- **The exercise**
Tally the lines that contain the string "React" and state that total without comment.

━━ Data extract ━━

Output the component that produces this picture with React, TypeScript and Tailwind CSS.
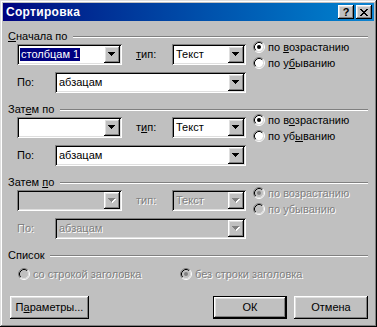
import React from "react";

const raised =
  "shadow-[inset_-1px_-1px_#000,inset_1px_1px_#fff,inset_-2px_-2px_#808080,inset_2px_2px_#dfdfdf]";
const sunken =
  "shadow-[inset_1px_1px_#808080,inset_-1px_-1px_#fff,inset_2px_2px_#000,inset_-2px_-2px_#dfdfdf]";
const dis = "text-[#808080] [text-shadow:1px_1px_0_#fff]";

function U({ children }: { children: React.ReactNode }) {
  return <span className="underline underline-offset-[1px] decoration-1">{children}</span>;
}

function Arrow({ disabled }: { disabled?: boolean }) {
  return (
    <svg width="8" height="5" viewBox="0 0 8 5" shapeRendering="crispEdges">
      {disabled && (
        <g fill="#fff">
          <rect x="1" y="1" width="7" height="1" />
          <rect x="2" y="2" width="5" height="1" />
          <rect x="3" y="3" width="3" height="1" />
          <rect x="4" y="4" width="1" height="1" />
        </g>
      )}
      <g fill={disabled ? "#808080" : "#000"}>
        <rect x="0" y="0" width="7" height="1" />
        <rect x="1" y="1" width="5" height="1" />
        <rect x="2" y="2" width="3" height="1" />
        <rect x="3" y="3" width="1" height="1" />
      </g>
    </svg>
  );
}

function Combo({
  className,
  text,
  selected,
  disabled,
}: {
  className: string;
  text?: string;
  selected?: boolean;
  disabled?: boolean;
}) {
  return (
    <div
      className={`h-[21px] flex items-stretch p-[2px] ${sunken} ${
        disabled ? "bg-[#c0c0c0]" : "bg-white"
      } ${className}`}
    >
      <div className="flex-1 flex items-center pl-[1px] overflow-hidden whitespace-nowrap">
        {text && (
          <span
            className={`px-[1px] leading-[13px] ${
              selected ? "bg-[#000080] text-white" : disabled ? dis : ""
            }`}
          >
            {text}
          </span>
        )}
      </div>
      <div
        className={`w-[16px] h-[17px] bg-[#c0c0c0] flex items-center justify-center ${raised}`}
      >
        <Arrow disabled={disabled} />
      </div>
    </div>
  );
}

function Radio({ checked, disabled }: { checked?: boolean; disabled?: boolean }) {
  return (
    <svg width="12" height="12" viewBox="0 0 12 12" className="shrink-0">
      <circle cx="6" cy="6" r="4.2" fill={disabled ? "#c0c0c0" : "#fff"} />
      <path d="M2.11,9.89 A5.5,5.5 0 0 1 9.89,2.11" stroke="#808080" fill="none" />
      <path d="M9.89,2.11 A5.5,5.5 0 0 1 2.11,9.89" stroke="#fff" fill="none" />
      <path d="M2.82,9.18 A4.5,4.5 0 0 1 9.18,2.82" stroke="#000" fill="none" />
      <path d="M9.18,2.82 A4.5,4.5 0 0 1 2.82,9.18" stroke="#dfdfdf" fill="none" />
      {checked && <circle cx="6" cy="6" r="2" fill={disabled ? "#808080" : "#000"} />}
    </svg>
  );
}

function Header({
  children,
  className,
  labelW,
}: {
  children: React.ReactNode;
  className: string;
  labelW: string;
}) {
  return (
    <div className={`flex items-center h-[13px] ${className}`}>
      <span className={`whitespace-nowrap shrink-0 ${labelW}`}>{children}</span>
      <div className="flex-1 h-[2px] border-t border-t-[#808080] border-b border-b-white" />
    </div>
  );
}

function Btn({
  children,
  className,
  def,
}: {
  children: React.ReactNode;
  className: string;
  def?: boolean;
}) {
  return (
    <div
      className={`h-[23px] flex items-center justify-center bg-[#c0c0c0] ${
        def
          ? "shadow-[inset_0_0_0_1px_#000,inset_-2px_-2px_#000,inset_2px_2px_#fff,inset_-3px_-3px_#808080,inset_3px_3px_#dfdfdf]"
          : raised
      } ${className}`}
    >
      {children}
    </div>
  );
}

export default function App() {
  return (
    <div className="w-[377px] h-[327px] bg-[#c0c0c0] p-[3px] flex flex-col text-[11px] leading-[13px] text-black font-['Liberation_Sans',Arial,sans-serif] shadow-[inset_-1px_-1px_#000,inset_1px_1px_#dfdfdf,inset_-2px_-2px_#808080,inset_2px_2px_#fff] select-none">
      {/* Title bar */}
      <div className="h-[18px] flex items-center bg-linear-to-r from-[#000080] to-[#1084d0] pl-[3px] pr-[2px]">
        <span className="font-bold text-white text-[12px] tracking-[0.3px]">Сортировка</span>
        <div className="ml-auto flex gap-[2px]">
          <div className={`w-[16px] h-[14px] bg-[#c0c0c0] flex items-center justify-center font-bold text-[11px] leading-[11px] ${raised}`}>
            ?
          </div>
          <div className={`w-[16px] h-[14px] bg-[#c0c0c0] flex items-center justify-center ${raised}`}>
            <svg width="8" height="7" viewBox="0 0 8 7" shapeRendering="crispEdges">
              <path
                d="M0 0h2v1H0zM6 0h2v1H6zM1 1h2v1H1zM5 1h2v1H5zM2 2h4v1H2zM3 3h2v1H3zM2 4h4v1H2zM1 5h2v1H1zM5 5h2v1H5zM0 6h2v1H0zM6 6h2v1H6z"
                fill="#000"
              />
            </svg>
          </div>
        </div>
      </div>

      <div className="flex flex-col pl-[5px] pr-[6px]">
        {/* Group 1 */}
        <Header className="mt-[9px]" labelW="w-[65px]">
          <U>С</U>начала по
        </Header>
        <div className="flex pl-[9px] mt-[1px]">
          <div className="w-[229px] flex flex-col gap-[7px]">
            <div className="flex items-center h-[21px]">
              <Combo className="w-[105px]" text="столбцам 1" selected />
              <span className="ml-[14px]">
                <U>т</U>ип:
              </span>
              <Combo className="w-[74px] ml-auto" text="Текст" />
            </div>
            <div className="flex items-center h-[21px]">
              <span>По:</span>
              <Combo className="w-[191px] ml-auto" text="абзацам" />
            </div>
          </div>
          <div className="ml-[7px] mt-[-5px] flex flex-col">
            <div className="h-[16px] flex items-center gap-[3px]">
              <Radio checked />
              <span>
                по <U>в</U>озрастанию
              </span>
            </div>
            <div className="h-[16px] flex items-center gap-[3px]">
              <Radio />
              <span>
                по у<U>б</U>ыванию
              </span>
            </div>
          </div>
        </div>

        {/* Group 2 */}
        <Header className="mt-[10px]" labelW="w-[52px]">
          Зат<U>е</U>м по
        </Header>
        <div className="flex pl-[9px] mt-[1px]">
          <div className="w-[229px] flex flex-col gap-[7px]">
            <div className="flex items-center h-[21px]">
              <Combo className="w-[105px]" />
              <span className="ml-[14px]">
                т<U>и</U>п:
              </span>
              <Combo className="w-[74px] ml-auto" text="Текст" />
            </div>
            <div className="flex items-center h-[21px]">
              <span>По:</span>
              <Combo className="w-[191px] ml-auto" text="абзацам" />
            </div>
          </div>
          <div className="ml-[7px] mt-[-5px] flex flex-col">
            <div className="h-[16px] flex items-center gap-[3px]">
              <Radio checked />
              <span>
                по в<U>о</U>зрастанию
              </span>
            </div>
            <div className="h-[16px] flex items-center gap-[3px]">
              <Radio />
              <span>
                по уб<U>ы</U>ванию
              </span>
            </div>
          </div>
        </div>

        {/* Group 3 (disabled) */}
        <Header className="mt-[10px]" labelW="w-[52px]">
          Затем <U>п</U>о
        </Header>
        <div className="flex pl-[9px] mt-[1px]">
          <div className="w-[229px] flex flex-col gap-[7px]">
            <div className="flex items-center h-[21px]">
              <Combo className="w-[105px]" disabled />
              <span className={`ml-[14px] ${dis}`}>тип:</span>
              <Combo className="w-[74px] ml-auto" text="Текст" disabled />
            </div>
            <div className="flex items-center h-[21px]">
              <span className={dis}>По:</span>
              <Combo className="w-[191px] ml-auto" text="абзацам" disabled />
            </div>
          </div>
          <div className="ml-[7px] mt-[-5px] flex flex-col">
            <div className="h-[16px] flex items-center gap-[3px]">
              <Radio checked disabled />
              <span className={dis}>по возрастанию</span>
            </div>
            <div className="h-[16px] flex items-center gap-[3px]">
              <Radio disabled />
              <span className={dis}>по убыванию</span>
            </div>
          </div>
        </div>

        {/* Список */}
        <Header className="mt-[10px]" labelW="w-[42px]">
          Список
        </Header>
        <div className="flex items-center h-[16px] mt-[4px] pl-[10px]">
          <div className="w-[162px] flex items-center gap-[3px]">
            <Radio disabled />
            <span className={dis}>со строкой заголовка</span>
          </div>
          <div className="flex items-center gap-[3px]">
            <Radio checked disabled />
            <span className={dis}>без строки заголовка</span>
          </div>
        </div>

        {/* Buttons */}
        <div className="flex mt-[14px]">
          <Btn className="w-[79px] ml-[2px]">
            <span>
              П<U>а</U>раметры...
            </span>
          </Btn>
          <Btn className="w-[74px] ml-auto" def>
            ОК
          </Btn>
          <Btn className="w-[74px] ml-[7px]">Отмена</Btn>
        </div>
      </div>
    </div>
  );
}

━━━

- **Full solution**
5